Is NPT turning decrepit in the face of new global nuclear power politics? Or are the new dimensions to global nuclear power politics - exposed by China and India's energy race and US-India nuclear talks - opening a whole Pandora box in the region on nuclear energy and the transfer of nuclear technology?

Vietnam News reported yesterday (April 9) that Vietnam has recently announced plans to 'go nuclear' by the year 2020, with the initial installation of two nuclear reactors to sustain the country's power needs, and soliciting help from Russia, China, India, South Korea and Argentina. Following close behind is Indonesia's ongoing negotiations with South Korea on securing the latter's assistance to develop nuclear power.

The turn of the tide appears to have arrived for renewed confidence in developing nuclear energy as an alternative power source in the region since the global spectre of Three Mile Island and Chernobyl, but more needs to be done in the areas of public education and measures to maintain both political and environmental security.
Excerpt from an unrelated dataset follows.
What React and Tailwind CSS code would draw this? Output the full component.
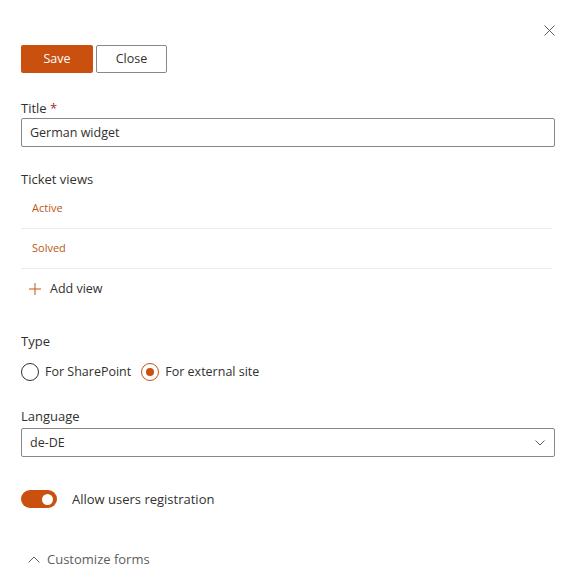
import React, { useState } from "react";

const font = { fontFamily: '"Open Sans", "Noto Sans", sans-serif' };

const App = () => {
  const [type, setType] = useState("external");
  const [allowReg, setAllowReg] = useState(true);
  const views = ["Active", "Solved"];

  return (
    <div
      className="w-[565px] h-[588px] bg-white pl-[21px] pr-[10px] text-[12.5px] text-[#323130] overflow-hidden"
      style={font}
    >
      {/* header */}
      <div className="h-[45px] flex items-start justify-end pt-[25px]">
        <svg width="11" height="11" viewBox="0 0 11 11" className="text-[#605e5c]">
          <path d="M0.5 0.5L10.5 10.5M10.5 0.5L0.5 10.5" stroke="currentColor" strokeWidth="1" />
        </svg>
      </div>

      <div className="flex gap-[3px]">
        <button className="w-[72px] h-[28px] pt-px bg-[#ca5010] text-white rounded-[2px] text-[12.5px]">
          Save
        </button>
        <button className="w-[71px] h-[28px] pt-px border border-[#8a8886] bg-white rounded-[2px] text-[12.5px]">
          Close
        </button>
      </div>

      {/* title */}
      <div className="mt-[25px] h-[20px] leading-[20px] text-[13px] font-medium">
        Title <span className="text-[#a4262c]">*</span>
      </div>
      <div className="h-[29px] border border-[#8a8886] rounded-[2px] flex items-center px-[8px] pt-px">
        German widget
      </div>

      {/* ticket views */}
      <div className="mt-[22px] h-[20px] leading-[20px] text-[13px] font-medium">Ticket views</div>
      <div className="pr-[3px]">
        {views.map((v) => (
          <div
            key={v}
            className="h-[40px] border-b border-[#edebe9] flex items-center pl-[11px] text-[11px] text-[#b95816]"
          >
            {v}
          </div>
        ))}
        <div className="h-[40px] flex items-center pl-[8px] gap-[9px]">
          <svg width="12" height="12" viewBox="0 0 12 12" className="text-[#ca5010]">
            <path d="M6 0V12M0 6H12" stroke="currentColor" strokeWidth="1" />
          </svg>
          Add view
        </div>
      </div>

      {/* type */}
      <div className="mt-[22px] h-[20px] leading-[20px] text-[13px] font-medium">Type</div>
      <div className="mt-[11px] flex items-center h-[20px]">
        <label className="flex items-center gap-[6px] mr-[10px]" onClick={() => setType("sp")}>
          <span
            className={`w-[18px] h-[18px] rounded-full border flex items-center justify-center ${
              type === "sp" ? "border-[#ca5010]" : "border-[#323130]"
            }`}
          >
            {type === "sp" && <span className="w-[8px] h-[8px] rounded-full bg-[#ca5010]" />}
          </span>
          For SharePoint
        </label>
        <label className="flex items-center gap-[6px]" onClick={() => setType("external")}>
          <span
            className={`w-[18px] h-[18px] rounded-full border flex items-center justify-center ${
              type === "external" ? "border-[#ca5010]" : "border-[#323130]"
            }`}
          >
            {type === "external" && <span className="w-[8px] h-[8px] rounded-full bg-[#ca5010]" />}
          </span>
          For external site
        </label>
      </div>

      {/* language */}
      <div className="mt-[24px] h-[20px] leading-[20px] text-[13px] font-medium">Language</div>
      <div className="mt-[2px] h-[29px] border border-[#8a8886] rounded-[2px] flex items-center justify-between pl-[8px] pr-[9px] pt-px">
        de-DE
        <svg width="10" height="6" viewBox="0 0 10 6" className="text-[#605e5c]">
          <path d="M0.5 0.5L5 5L9.5 0.5" stroke="currentColor" strokeWidth="1" fill="none" />
        </svg>
      </div>

      {/* toggle */}
      <div className="mt-[33px] flex items-center gap-[15px] h-[18px]">
        <button
          onClick={() => setAllowReg(!allowReg)}
          className={`w-[36px] h-[18px] rounded-full flex items-center px-[4px] ${
            allowReg ? "bg-[#ca5010] justify-end" : "bg-white border border-[#323130] justify-start"
          }`}
        >
          <span className={`w-[11px] h-[11px] rounded-full ${allowReg ? "bg-white" : "bg-[#323130]"}`} />
        </button>
        <span className="text-[13px] font-medium pt-px">Allow users registration</span>
      </div>

      {/* customize forms */}
      <div className="mt-[42px] flex items-center gap-[7px] pl-[7px] text-[#605e5c] text-[13px]">
        <svg width="12" height="7" viewBox="0 0 12 7">
          <path d="M0.5 6.5L6 1L11.5 6.5" stroke="currentColor" strokeWidth="1" fill="none" />
        </svg>
        Customize forms
      </div>
    </div>
  );
};

export default App;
A case in point is a less benign emerging player - Myanmar - which has received much political and economic backing from China and India especially through the recent gas deals, coupled with fresh assertions of energy independence (The Myanmar Oil and Gas Enterprise has revealed enough compressed natural gas (GNG) reserves to support the country for more than 30 years). Myanmar may acquire sufficient funds this time to finance a long-standing ambition to purchase nuclear technology, especially to make good on the 2002 agreement with Russia to build a civilian nuclear reactor. A dangerous concoction is in the mix with Russia and Myanmar announcing on April 3 to improve cooperation efforts, during the highest-ranking visit to Russia by the military junta in four decades.

A new energy game, with NPT tenets on the line, remains to be played out.

Chua Hearn Yuit is a researcher at the Singapore Institute of International Affairs and Yeo Lay Hwee is director and senior research fellow at the Institute. This article appeared at The Nautilus Institute’s Policy Forum Online on April 20, 2006 and was posted at Japan Focus on April 20, 2006.